Cluster of Excellence “Asia and Europe” Sets up Four New Junior Research Groups
15 May 2013
The Cluster of Excellence “Asia and Europe in a Global Context” of Heidelberg University has set up four new junior research groups. The group leaders and their at least two doctoral students each investigate the topics of war crimes tribunals, the Pentecostal movement, alternative agriculture and Islam in Asia. The common concern of the different projects is to examine the exchange processes between cultures and thereby make a considerable contribution to the new research approach of transculturality. The junior research groups will receive Excellence Initiative funding for three years to start with, with the option of extension by another year and a half.
Dr. Kerstin von Lingen is heading the junior research group on war crimes tribunals. The aim of her research programme is to highlight the links between different tribunals in Europe and Asia after 1945. Consequently, she and her doctoral students are examining national war crimes tribunals in East Asia, particularly the Tokyo Trial, as well as trials in Indonesia (Netherlands), Indochina (France), China and the Soviet Union. All projects in the group also deal with the work of the United Nations War Crimes Commission in London and Chongking. Kerstin von Lingen studied history and Italian in Freiburg and Milan and received her doctorate in Tübingen with a thesis on British war crime policy after 1945 and the trial against Albert Kesselring 1947 in Venice. From 2010 to 2013 she already taught in the Graduate Programme for Transcultural Studies of the Heidelberg Cluster of Excellence.
The junior research group headed by Dr. Katja Rakow on the Pentecostal movement will deal with the presence and growth of this Christian movement in Singapore. She and her team are investigating the question of how the global phenomenon of Pentecostalism has established itself and developed in the multi-ethnic, multi-religious and authoritarian city state in Asia. Katja Rakow graduated in religious studies, anthropology and sociology in Berlin. In Heidelberg she did her doctorate with a thesis on the transformation of Buddhist inspired ideas and practices in a transcultural perspective.

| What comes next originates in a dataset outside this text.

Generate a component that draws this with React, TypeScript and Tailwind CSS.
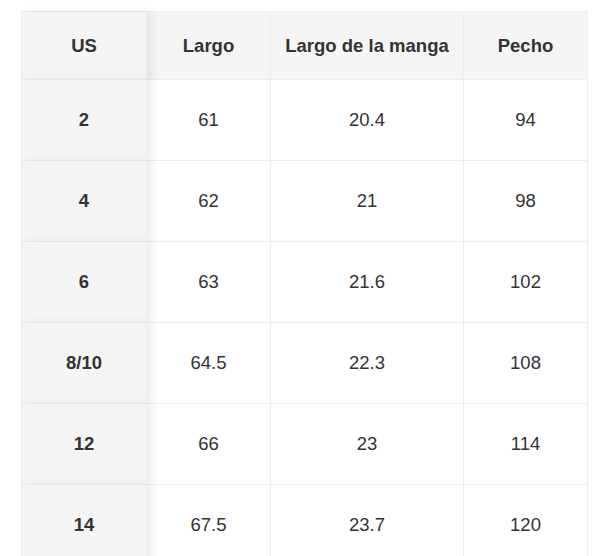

Anthropologist Dr. Daniel Münster heads the interdisciplinary junior research group on issues around alternative agriculture. Along with his doctoral students he is focusing on how small-holder farmers in South Asia respond to the challenges of globalised agriculture by experimenting with forward-looking new technologies from Europe and developing new practices themselves. He thus intends to widen the scope of research on developing countries, which traditionally concentrates on crises and extreme poverty, by focusing on the aspects of creativity and inventiveness. Daniel Münster studied anthropology, religious studies and intercultural communication in Mexico, the USA and Munich, where he then did his doctorate with a thesis on postcolonial perspectives on village traditions in South India. He was a lecture at the University of Halle-Wittenberg before assuming this new position.
A fourth junior research group is to be established in summer 2013. It will deal with developments of Islam in Asia, thus outside the Arab world. Junior research groups offer young researchers the opportunity to direct their own independent research projects early in their career and to supervise their first doctoral students. So far eight junior research groups have been established at the Cluster of Excellence “Asia and Europe”, with a total of about 20 doctoral students.